**Data lines**
..............................
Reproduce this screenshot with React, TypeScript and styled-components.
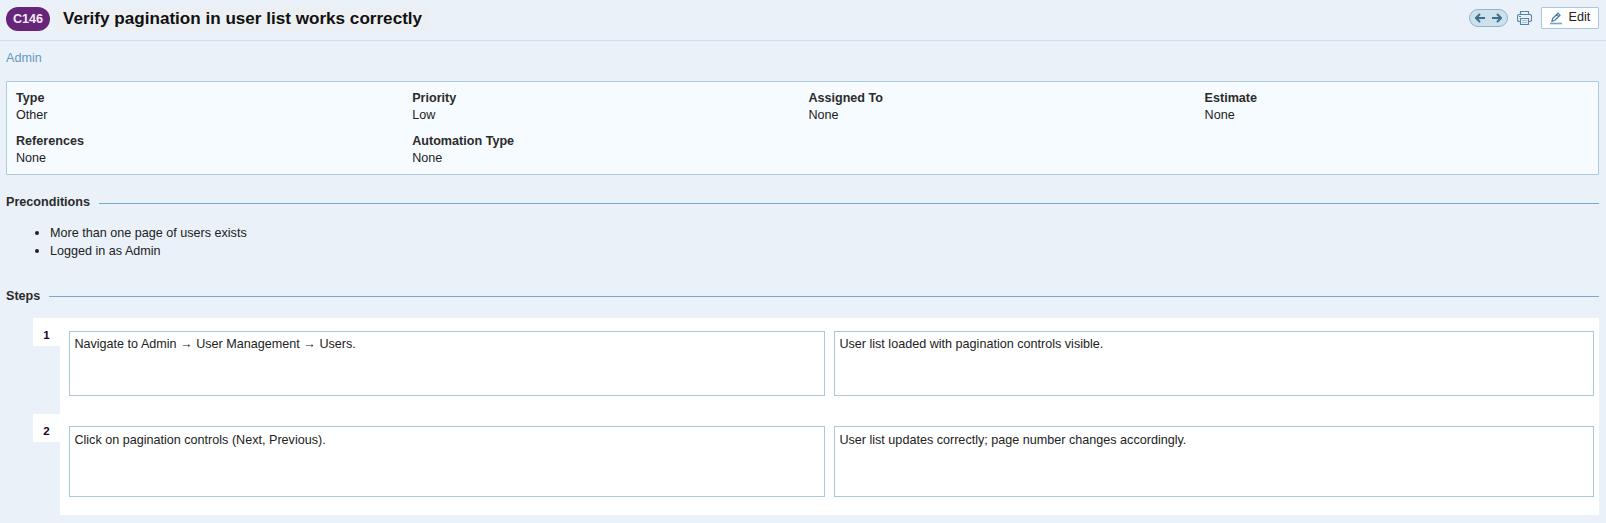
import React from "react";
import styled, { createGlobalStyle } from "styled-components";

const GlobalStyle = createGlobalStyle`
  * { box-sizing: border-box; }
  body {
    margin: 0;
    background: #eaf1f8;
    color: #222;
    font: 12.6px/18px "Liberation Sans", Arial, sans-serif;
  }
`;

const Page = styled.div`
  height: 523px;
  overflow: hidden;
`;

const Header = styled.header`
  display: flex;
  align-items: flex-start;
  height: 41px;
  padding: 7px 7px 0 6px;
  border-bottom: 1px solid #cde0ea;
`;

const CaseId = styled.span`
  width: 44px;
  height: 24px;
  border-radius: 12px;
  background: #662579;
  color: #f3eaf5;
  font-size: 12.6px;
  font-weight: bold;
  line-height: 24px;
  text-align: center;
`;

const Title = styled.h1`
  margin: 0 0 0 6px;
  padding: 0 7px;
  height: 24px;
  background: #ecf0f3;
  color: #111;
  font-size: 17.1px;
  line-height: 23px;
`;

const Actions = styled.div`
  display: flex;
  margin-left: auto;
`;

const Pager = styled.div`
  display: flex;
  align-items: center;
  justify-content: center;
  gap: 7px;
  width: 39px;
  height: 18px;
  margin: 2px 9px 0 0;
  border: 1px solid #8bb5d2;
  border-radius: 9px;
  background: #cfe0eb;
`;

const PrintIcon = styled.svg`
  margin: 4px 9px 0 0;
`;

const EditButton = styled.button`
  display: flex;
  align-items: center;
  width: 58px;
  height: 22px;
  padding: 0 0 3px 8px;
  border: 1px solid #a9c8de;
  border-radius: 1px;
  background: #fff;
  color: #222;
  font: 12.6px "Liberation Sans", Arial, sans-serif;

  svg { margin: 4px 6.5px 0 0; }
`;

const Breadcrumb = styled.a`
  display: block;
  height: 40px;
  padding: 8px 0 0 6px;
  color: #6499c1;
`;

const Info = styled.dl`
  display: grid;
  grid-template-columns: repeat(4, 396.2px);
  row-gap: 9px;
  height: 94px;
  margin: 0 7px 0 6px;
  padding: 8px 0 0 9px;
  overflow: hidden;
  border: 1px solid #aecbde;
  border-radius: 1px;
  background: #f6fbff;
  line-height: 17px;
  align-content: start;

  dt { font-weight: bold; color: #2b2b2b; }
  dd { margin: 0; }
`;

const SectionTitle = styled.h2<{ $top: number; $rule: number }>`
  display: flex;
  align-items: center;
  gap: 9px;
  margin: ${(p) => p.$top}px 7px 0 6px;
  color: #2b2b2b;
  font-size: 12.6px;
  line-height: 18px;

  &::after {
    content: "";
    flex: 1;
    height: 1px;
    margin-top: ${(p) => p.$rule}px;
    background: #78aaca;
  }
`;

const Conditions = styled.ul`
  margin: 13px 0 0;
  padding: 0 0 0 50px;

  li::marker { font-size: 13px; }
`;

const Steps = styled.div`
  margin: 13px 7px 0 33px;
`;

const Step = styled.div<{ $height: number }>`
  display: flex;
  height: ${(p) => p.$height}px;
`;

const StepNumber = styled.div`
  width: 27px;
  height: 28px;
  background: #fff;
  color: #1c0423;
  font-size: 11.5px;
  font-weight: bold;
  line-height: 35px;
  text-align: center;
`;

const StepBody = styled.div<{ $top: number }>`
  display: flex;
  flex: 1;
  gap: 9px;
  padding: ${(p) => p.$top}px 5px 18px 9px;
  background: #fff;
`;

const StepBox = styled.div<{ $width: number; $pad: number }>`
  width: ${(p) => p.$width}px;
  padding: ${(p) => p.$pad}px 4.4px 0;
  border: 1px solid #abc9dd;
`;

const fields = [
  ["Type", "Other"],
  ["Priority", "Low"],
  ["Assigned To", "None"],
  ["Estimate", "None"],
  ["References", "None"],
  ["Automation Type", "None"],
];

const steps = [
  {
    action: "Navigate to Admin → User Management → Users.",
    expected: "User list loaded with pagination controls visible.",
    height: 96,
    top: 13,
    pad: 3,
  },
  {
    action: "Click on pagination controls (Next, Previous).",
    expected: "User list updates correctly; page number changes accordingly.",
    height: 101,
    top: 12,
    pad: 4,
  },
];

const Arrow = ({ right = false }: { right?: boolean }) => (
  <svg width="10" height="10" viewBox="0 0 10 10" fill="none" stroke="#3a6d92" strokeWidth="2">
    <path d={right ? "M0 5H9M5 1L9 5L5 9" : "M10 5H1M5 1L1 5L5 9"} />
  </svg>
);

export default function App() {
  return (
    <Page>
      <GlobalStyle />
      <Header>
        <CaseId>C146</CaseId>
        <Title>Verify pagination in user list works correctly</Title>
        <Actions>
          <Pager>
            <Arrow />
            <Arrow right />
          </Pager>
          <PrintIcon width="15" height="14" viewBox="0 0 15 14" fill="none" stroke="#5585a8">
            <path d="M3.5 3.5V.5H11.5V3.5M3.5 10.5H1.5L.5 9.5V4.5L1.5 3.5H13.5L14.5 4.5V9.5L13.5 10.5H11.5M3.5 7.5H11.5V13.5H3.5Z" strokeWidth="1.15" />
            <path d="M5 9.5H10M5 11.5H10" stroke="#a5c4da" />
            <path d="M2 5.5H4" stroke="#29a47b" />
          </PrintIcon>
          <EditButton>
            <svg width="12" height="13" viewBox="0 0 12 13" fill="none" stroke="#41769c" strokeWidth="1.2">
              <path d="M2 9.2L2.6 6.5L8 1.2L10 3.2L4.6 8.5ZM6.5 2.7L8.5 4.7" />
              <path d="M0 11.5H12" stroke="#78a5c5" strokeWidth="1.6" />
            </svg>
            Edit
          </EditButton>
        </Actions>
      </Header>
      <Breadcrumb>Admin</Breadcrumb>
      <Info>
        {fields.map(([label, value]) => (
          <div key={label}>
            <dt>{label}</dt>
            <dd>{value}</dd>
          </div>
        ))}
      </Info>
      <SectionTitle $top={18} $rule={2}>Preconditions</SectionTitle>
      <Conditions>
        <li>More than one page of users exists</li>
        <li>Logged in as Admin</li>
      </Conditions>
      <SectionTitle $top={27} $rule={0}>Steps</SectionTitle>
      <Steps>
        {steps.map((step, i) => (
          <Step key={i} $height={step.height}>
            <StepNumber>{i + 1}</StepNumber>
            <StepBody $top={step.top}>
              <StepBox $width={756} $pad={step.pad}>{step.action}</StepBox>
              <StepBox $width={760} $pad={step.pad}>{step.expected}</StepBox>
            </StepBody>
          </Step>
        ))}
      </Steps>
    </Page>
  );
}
..............................
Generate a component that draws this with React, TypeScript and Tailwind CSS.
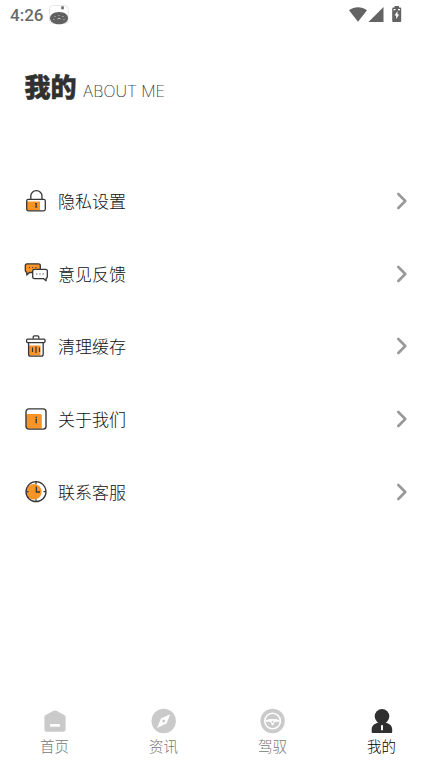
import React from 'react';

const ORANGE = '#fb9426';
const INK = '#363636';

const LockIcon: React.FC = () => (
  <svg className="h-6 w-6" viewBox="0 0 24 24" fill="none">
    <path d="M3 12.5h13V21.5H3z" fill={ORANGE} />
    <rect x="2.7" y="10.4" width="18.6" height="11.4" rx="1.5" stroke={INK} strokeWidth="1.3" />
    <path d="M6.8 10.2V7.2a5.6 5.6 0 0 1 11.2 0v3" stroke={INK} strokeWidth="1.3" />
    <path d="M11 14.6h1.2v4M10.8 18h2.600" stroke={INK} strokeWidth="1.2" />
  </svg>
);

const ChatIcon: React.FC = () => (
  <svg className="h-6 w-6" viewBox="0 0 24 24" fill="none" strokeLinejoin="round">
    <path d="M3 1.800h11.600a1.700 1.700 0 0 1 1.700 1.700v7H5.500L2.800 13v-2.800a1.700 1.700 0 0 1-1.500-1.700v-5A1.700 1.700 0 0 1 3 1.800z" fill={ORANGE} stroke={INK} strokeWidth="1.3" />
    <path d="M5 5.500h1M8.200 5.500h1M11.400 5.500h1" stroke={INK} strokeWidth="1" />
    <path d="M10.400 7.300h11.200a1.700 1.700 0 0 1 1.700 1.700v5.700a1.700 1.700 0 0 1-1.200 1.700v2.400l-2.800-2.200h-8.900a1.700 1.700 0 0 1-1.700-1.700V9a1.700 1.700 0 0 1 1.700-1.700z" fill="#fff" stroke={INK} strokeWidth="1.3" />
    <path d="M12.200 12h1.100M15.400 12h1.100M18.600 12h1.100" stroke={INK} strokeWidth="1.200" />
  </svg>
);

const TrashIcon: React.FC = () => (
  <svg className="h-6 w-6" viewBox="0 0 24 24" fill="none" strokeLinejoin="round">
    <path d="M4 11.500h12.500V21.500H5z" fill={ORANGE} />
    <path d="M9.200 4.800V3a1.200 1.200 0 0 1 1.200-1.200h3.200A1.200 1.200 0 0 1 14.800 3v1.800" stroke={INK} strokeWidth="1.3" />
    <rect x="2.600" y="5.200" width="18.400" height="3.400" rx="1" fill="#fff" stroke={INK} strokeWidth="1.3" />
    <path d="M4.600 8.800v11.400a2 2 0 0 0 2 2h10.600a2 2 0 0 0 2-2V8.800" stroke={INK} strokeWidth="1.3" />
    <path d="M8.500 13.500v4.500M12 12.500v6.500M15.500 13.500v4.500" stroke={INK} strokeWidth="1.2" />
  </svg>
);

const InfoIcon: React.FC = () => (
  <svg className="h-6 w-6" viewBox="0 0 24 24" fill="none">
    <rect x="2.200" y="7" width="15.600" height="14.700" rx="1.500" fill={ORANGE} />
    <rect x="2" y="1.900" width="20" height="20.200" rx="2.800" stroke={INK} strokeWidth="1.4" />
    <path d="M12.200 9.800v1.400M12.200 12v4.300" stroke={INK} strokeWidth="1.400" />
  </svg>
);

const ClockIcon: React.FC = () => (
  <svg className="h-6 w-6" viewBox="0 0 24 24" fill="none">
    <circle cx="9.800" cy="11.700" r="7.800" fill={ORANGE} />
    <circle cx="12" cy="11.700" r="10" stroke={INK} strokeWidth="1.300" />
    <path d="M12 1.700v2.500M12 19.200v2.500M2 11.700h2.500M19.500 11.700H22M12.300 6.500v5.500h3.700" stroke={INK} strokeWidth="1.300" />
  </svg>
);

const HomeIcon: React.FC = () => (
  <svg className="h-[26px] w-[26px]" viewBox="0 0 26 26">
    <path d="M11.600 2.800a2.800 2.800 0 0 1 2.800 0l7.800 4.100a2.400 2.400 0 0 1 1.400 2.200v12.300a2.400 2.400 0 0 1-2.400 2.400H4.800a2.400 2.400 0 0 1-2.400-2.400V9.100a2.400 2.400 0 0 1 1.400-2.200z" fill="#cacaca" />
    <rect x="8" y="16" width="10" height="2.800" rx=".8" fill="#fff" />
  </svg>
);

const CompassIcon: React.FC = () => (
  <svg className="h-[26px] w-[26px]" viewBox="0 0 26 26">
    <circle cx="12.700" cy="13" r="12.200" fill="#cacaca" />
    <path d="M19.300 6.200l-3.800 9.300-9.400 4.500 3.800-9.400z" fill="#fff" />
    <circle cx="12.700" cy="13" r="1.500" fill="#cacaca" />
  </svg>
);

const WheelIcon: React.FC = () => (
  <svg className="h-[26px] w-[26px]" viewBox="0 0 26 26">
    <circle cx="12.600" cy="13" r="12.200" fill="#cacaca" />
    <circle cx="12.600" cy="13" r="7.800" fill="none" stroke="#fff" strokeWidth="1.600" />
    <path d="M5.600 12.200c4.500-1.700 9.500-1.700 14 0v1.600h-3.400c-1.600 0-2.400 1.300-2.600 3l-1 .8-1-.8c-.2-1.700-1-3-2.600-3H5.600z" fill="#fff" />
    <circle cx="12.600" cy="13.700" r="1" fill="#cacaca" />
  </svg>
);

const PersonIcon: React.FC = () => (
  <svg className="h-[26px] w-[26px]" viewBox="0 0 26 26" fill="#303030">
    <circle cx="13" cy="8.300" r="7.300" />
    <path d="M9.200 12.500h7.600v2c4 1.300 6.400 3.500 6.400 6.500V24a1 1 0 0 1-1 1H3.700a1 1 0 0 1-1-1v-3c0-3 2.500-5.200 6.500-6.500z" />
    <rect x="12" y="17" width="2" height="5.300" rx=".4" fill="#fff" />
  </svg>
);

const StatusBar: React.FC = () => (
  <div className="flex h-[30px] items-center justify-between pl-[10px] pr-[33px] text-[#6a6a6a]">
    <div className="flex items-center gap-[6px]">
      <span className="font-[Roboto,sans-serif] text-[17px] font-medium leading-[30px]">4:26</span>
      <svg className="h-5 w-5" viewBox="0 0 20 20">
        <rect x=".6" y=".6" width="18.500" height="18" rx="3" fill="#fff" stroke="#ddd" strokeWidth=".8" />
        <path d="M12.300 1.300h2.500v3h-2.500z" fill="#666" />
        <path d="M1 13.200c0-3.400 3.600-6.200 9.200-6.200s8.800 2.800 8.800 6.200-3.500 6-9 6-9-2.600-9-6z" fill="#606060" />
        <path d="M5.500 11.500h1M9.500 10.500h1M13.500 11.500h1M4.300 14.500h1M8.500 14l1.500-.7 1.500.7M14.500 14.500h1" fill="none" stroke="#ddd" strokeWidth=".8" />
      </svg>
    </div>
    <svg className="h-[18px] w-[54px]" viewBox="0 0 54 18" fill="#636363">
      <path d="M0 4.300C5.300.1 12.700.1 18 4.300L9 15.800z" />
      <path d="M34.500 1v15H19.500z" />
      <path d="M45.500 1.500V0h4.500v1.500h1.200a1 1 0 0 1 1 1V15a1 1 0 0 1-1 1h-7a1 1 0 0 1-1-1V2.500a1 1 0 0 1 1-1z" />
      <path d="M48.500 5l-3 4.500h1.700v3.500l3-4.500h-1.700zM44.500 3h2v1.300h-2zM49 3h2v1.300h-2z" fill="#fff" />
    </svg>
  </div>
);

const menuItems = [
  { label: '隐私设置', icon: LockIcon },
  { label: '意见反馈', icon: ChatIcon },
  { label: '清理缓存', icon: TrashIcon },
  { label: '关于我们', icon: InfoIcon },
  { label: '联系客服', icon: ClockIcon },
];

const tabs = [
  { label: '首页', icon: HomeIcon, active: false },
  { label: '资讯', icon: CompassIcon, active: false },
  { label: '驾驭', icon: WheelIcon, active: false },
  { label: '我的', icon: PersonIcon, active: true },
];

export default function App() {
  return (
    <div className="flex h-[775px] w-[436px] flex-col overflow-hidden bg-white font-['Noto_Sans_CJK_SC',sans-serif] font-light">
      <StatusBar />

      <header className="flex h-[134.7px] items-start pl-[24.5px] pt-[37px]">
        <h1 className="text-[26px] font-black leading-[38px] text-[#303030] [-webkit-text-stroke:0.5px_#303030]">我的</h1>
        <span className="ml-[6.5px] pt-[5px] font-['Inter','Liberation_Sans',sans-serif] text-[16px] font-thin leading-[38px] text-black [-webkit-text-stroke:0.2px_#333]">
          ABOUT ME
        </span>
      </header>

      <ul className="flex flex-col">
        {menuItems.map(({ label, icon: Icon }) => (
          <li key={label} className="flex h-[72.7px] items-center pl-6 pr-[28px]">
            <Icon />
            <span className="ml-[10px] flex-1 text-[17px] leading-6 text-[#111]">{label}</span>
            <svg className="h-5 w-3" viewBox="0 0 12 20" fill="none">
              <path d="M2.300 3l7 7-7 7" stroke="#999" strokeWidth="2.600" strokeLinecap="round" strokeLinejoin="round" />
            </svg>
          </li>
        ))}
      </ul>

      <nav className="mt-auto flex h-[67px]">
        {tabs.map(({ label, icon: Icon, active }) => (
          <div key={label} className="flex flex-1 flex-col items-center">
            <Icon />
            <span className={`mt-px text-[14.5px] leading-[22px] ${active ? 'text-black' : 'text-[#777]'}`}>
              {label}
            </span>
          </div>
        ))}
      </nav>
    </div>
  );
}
..............................
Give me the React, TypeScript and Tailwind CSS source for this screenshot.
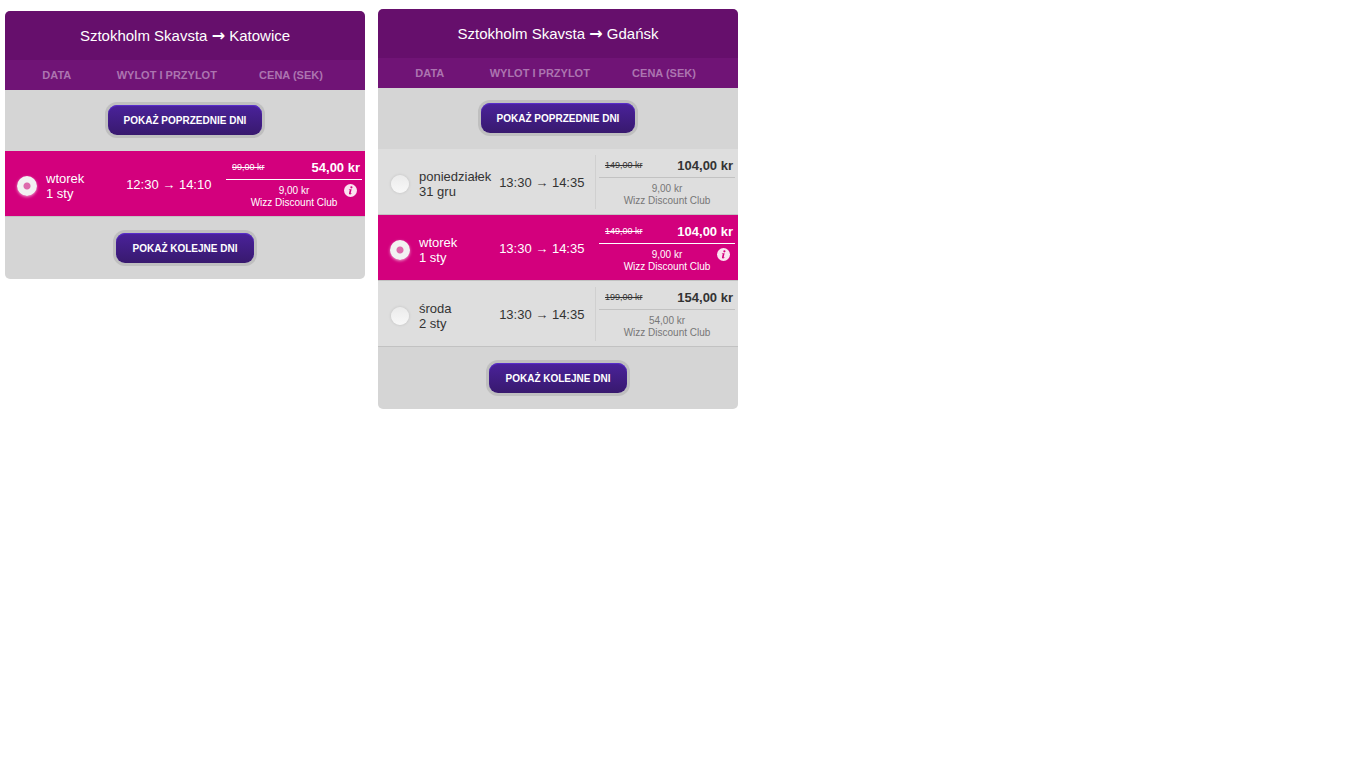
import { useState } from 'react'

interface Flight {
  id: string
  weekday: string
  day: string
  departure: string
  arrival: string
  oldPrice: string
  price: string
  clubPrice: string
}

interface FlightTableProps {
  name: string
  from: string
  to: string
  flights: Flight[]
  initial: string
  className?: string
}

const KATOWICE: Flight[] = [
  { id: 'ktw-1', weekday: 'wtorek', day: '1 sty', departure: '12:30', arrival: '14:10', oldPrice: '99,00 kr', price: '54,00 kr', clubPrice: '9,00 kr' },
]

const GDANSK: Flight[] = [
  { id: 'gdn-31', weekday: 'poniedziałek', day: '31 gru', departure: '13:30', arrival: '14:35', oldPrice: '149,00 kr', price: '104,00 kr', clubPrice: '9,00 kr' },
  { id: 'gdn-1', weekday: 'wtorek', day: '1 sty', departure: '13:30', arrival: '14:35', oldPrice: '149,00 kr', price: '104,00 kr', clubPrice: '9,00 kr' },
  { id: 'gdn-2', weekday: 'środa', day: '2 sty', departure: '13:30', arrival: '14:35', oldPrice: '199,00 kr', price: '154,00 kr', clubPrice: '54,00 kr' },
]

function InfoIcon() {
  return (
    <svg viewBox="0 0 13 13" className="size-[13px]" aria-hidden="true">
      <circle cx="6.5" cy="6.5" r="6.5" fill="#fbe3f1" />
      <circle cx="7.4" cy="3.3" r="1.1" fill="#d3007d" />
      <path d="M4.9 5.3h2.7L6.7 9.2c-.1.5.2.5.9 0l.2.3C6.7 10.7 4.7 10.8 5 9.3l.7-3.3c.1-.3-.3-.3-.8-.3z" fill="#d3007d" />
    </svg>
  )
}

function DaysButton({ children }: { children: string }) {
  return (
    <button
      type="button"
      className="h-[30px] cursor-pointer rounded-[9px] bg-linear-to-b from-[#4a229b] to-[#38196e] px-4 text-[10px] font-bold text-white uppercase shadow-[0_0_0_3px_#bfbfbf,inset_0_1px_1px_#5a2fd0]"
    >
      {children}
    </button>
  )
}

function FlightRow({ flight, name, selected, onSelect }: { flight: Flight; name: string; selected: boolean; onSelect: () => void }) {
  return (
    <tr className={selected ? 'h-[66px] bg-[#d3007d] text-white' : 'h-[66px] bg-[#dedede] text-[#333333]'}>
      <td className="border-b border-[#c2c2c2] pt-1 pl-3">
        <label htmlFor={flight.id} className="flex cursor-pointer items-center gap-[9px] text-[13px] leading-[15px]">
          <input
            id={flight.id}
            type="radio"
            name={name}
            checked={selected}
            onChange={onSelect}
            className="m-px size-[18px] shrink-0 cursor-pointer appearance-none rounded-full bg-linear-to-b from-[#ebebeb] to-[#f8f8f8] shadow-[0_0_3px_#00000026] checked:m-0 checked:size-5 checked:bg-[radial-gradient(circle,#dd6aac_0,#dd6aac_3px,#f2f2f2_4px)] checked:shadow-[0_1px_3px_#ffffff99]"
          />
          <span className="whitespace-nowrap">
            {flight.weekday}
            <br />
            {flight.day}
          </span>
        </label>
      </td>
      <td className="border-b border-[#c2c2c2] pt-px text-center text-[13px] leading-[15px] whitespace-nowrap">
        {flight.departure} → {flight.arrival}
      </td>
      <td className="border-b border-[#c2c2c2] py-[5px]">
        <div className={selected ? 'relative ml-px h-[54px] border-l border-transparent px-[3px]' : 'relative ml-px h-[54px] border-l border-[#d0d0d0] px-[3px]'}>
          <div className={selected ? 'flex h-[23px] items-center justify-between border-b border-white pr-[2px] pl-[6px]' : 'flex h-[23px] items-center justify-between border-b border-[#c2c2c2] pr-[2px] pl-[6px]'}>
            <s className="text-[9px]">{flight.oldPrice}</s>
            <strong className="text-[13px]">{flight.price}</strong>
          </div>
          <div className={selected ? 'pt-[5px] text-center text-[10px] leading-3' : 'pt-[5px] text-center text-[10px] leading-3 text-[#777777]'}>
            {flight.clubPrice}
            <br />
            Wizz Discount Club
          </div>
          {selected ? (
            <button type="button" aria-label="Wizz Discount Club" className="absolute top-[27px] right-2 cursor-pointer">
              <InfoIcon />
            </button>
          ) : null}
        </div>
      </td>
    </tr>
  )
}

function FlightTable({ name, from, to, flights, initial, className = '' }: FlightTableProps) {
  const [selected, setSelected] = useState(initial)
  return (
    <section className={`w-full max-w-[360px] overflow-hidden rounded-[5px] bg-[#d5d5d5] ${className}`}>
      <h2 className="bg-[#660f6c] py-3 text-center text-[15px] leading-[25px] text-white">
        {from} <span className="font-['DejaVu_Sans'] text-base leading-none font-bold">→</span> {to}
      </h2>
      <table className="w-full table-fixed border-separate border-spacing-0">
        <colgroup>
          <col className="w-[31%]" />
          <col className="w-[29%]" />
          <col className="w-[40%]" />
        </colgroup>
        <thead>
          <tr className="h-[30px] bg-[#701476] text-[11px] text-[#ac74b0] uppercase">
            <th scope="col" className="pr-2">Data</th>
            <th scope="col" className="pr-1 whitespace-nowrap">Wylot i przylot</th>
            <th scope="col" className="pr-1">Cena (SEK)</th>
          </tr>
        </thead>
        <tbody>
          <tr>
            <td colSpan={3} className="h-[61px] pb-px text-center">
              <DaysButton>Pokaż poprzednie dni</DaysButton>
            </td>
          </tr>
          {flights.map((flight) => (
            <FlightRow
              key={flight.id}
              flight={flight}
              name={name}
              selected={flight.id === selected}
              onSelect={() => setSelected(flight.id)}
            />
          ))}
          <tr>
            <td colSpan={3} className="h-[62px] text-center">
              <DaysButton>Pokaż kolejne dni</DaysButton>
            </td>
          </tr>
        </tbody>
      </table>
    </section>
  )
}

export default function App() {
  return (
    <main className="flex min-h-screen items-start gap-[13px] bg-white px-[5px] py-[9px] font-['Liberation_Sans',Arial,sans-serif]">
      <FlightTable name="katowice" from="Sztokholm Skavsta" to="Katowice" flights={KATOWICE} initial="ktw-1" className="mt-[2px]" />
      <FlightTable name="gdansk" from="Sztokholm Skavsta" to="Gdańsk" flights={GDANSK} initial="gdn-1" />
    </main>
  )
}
..............................
**What the task asks**
Starting at the line containing "Generate a component" and ending at the line containing "const INK = '#363636';", copy those lines exactly, both included, and nothing more. Leave out any picture.

**Problem solution**
Generate a component that draws this with React, TypeScript and Tailwind CSS.
import React from 'react';

const ORANGE = '#fb9426';
const INK = '#363636';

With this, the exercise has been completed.